江戸時代、伊勢神宮や高野山、比叡山などともに西国三十三所も巡礼の対象としてクローズアップされます。三十三の寺は霊場とされ、「札所」とよばれました。これは、観音講の巡礼者が寺院の本堂の柱などに、木星や金属製の札を打ち付けたことに由来します。
札所を訪れたあかしとして、寺院から渡されるのが「御朱印」。御朱印には札所印、梵字の本尊印、札所の寺院印や本尊名などが記入・押印されました。

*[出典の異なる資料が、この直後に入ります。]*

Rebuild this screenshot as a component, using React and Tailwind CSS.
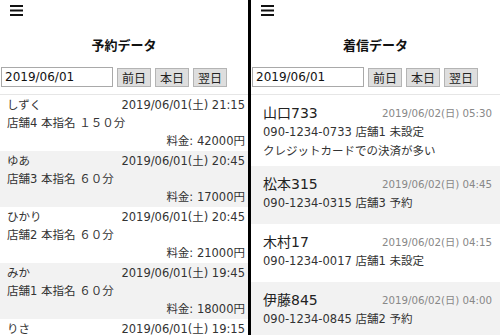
import React from "react";

const reservations = [
  { name: "しずく", date: "2019/06/01(土) 21:15", info: "店舗4 本指名 １５０分", fee: "料金: 42000円" },
  { name: "ゆあ", date: "2019/06/01(土) 20:45", info: "店舗3 本指名 ６０分", fee: "料金: 17000円" },
  { name: "ひかり", date: "2019/06/01(土) 20:45", info: "店舗2 本指名 ６０分", fee: "料金: 21000円" },
  { name: "みか", date: "2019/06/01(土) 19:45", info: "店舗1 本指名 ６０分", fee: "料金: 18000円" },
  { name: "りさ", date: "2019/06/01(土) 19:15", info: "店舗1 本指名 ６０分", fee: "料金: 18000円" },
];

const calls = [
  { name: "山口733", date: "2019/06/02(日) 05:30", info: "090-1234-0733 店舗1 未設定", note: "クレジットカードでの決済が多い" },
  { name: "松本315", date: "2019/06/02(日) 04:45", info: "090-1234-0315 店舗3 予約" },
  { name: "木村17", date: "2019/06/02(日) 04:15", info: "090-1234-0017 店舗1 未設定" },
  { name: "伊藤845", date: "2019/06/02(日) 04:00", info: "090-1234-0845 店舗2 予約" },
];

function Hamburger() {
  return (
    <div className="h-[25px] pl-[10px] pt-[5px]">
      <svg width="13" height="11" viewBox="0 0 13 11">
        <rect x="0" y="0" width="13" height="2" fill="#111" />
        <rect x="0" y="4.5" width="13" height="2" fill="#111" />
        <rect x="0" y="9" width="13" height="2" fill="#111" />
      </svg>
    </div>
  );
}

function Header({ title }) {
  return (
    <div className="border-b border-[#e6e6e6]">
      <Hamburger />
      <div className="h-[40px] flex items-center justify-center text-[13px] font-bold text-[#111] font-['Noto_Sans_CJK_JP',sans-serif]">
        {title}
      </div>
      <div className="flex items-center pl-[1px] pb-[7px] mt-[2px] gap-[4px]">
        <div className="w-[112px] h-[20px] border border-[#a9a9a9] bg-white text-[12px] leading-[18px] pl-[3px] text-[#111]">
          2019/06/01
        </div>
        {["前日", "本日", "翌日"].map((b) => (
          <div
            key={b}
            className="h-[19px] w-[34px] border border-[#b4b4b4] bg-[#dedede] text-[12px] leading-[17px] text-center text-[#222] font-['Noto_Sans_CJK_JP',sans-serif]"
          >
            {b}
          </div>
        ))}
      </div>
    </div>
  );
}

export default function App() {
  return (
    <div className="w-[500px] h-[335px] overflow-hidden flex bg-white text-[#333] font-['DejaVu_Sans','Noto_Sans_CJK_JP',sans-serif]">
      <div className="w-[248px] shrink-0 flex flex-col">
        <Header title="予約データ" />
        {reservations.map((r, i) => (
          <div
            key={i}
            className={`shrink-0 h-[56px] pl-[7px] pr-[3px] pt-[1px] text-[11.5px] leading-[18px] ${i % 2 === 1 ? "bg-[#f2f2f2]" : "bg-white"}`}
          >
            <div className="flex justify-between">
              <span>{r.name}</span>
              <span>{r.date}</span>
            </div>
            <div>{r.info}</div>
            <div className="text-right">{r.fee}</div>
          </div>
        ))}
      </div>
      <div className="w-[3px] shrink-0 bg-black" />
      <div className="flex-1 flex flex-col">
        <Header title="着信データ" />
        {calls.map((c, i) => (
          <div
            key={i}
            className={`shrink-0 min-h-[58px] pl-[12px] pr-[8px] pt-[8px] pb-[5px] ${i % 2 === 1 ? "bg-[#f2f2f2]" : "bg-white"}`}
          >
            <div className="flex justify-between items-center leading-[20px]">
              <span className="text-[14px] text-[#222]">{c.name}</span>
              <span className="text-[10.25px] text-[#888]">{c.date}</span>
            </div>
            <div className="text-[11.5px] leading-[19px]">{c.info}</div>
            {c.note && <div className="text-[11.5px] leading-[19px]">{c.note}</div>}
          </div>
        ))}
      </div>
    </div>
  );
}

西国三十三の札所を巡る旅は、全長1000キロメートルに及びます。交通機関が現代ほど発達していない江戸時代には、全て徒歩で巡礼を行いました。
西国三十三所の名刹
西国三十三所の中には、数々の名刹があります。本来、三十三カ所すべてを紹介したいところですが、今回は筆者の独断と偏見により7カ所の寺院を紹介しましょう。古代からの権門寺院もあれば、歴史の教科書で見たような貴重な仏像・文物を所蔵している寺院もありますよ。
第五番札所 葛井寺(ふじいでら)
大阪府藤井寺市にある真言宗の寺院です。草創は725年。聖武天皇の勅願により大仏造営で活躍した大僧正行基が創建したと伝えられます。葛井寺は何度か荒廃しましたが、そのたびに復興されてきました。
平安時代の後期から観音霊場として知られ、西国三十三所が成立するとその一つに数えられます。平安時代後期の1096年に荒廃した伽藍を藤井安基が再興しますが、南北朝時代や室町時代に兵火によって損傷しました。1510年には地震のため多くの建物を失います。現在の建物は江戸時代以降に再建されたものですね。
葛井寺の本尊は千手千眼観世音菩薩坐像。唐招提寺や三十三間堂の観音とともに、三観音の一つとして知られます。現在、葛井寺の観音像は秘仏とされ、毎月十八日のみ開扉。一つ一つの手を丁寧に作った葛井寺の観音の姿は見るものを圧倒します。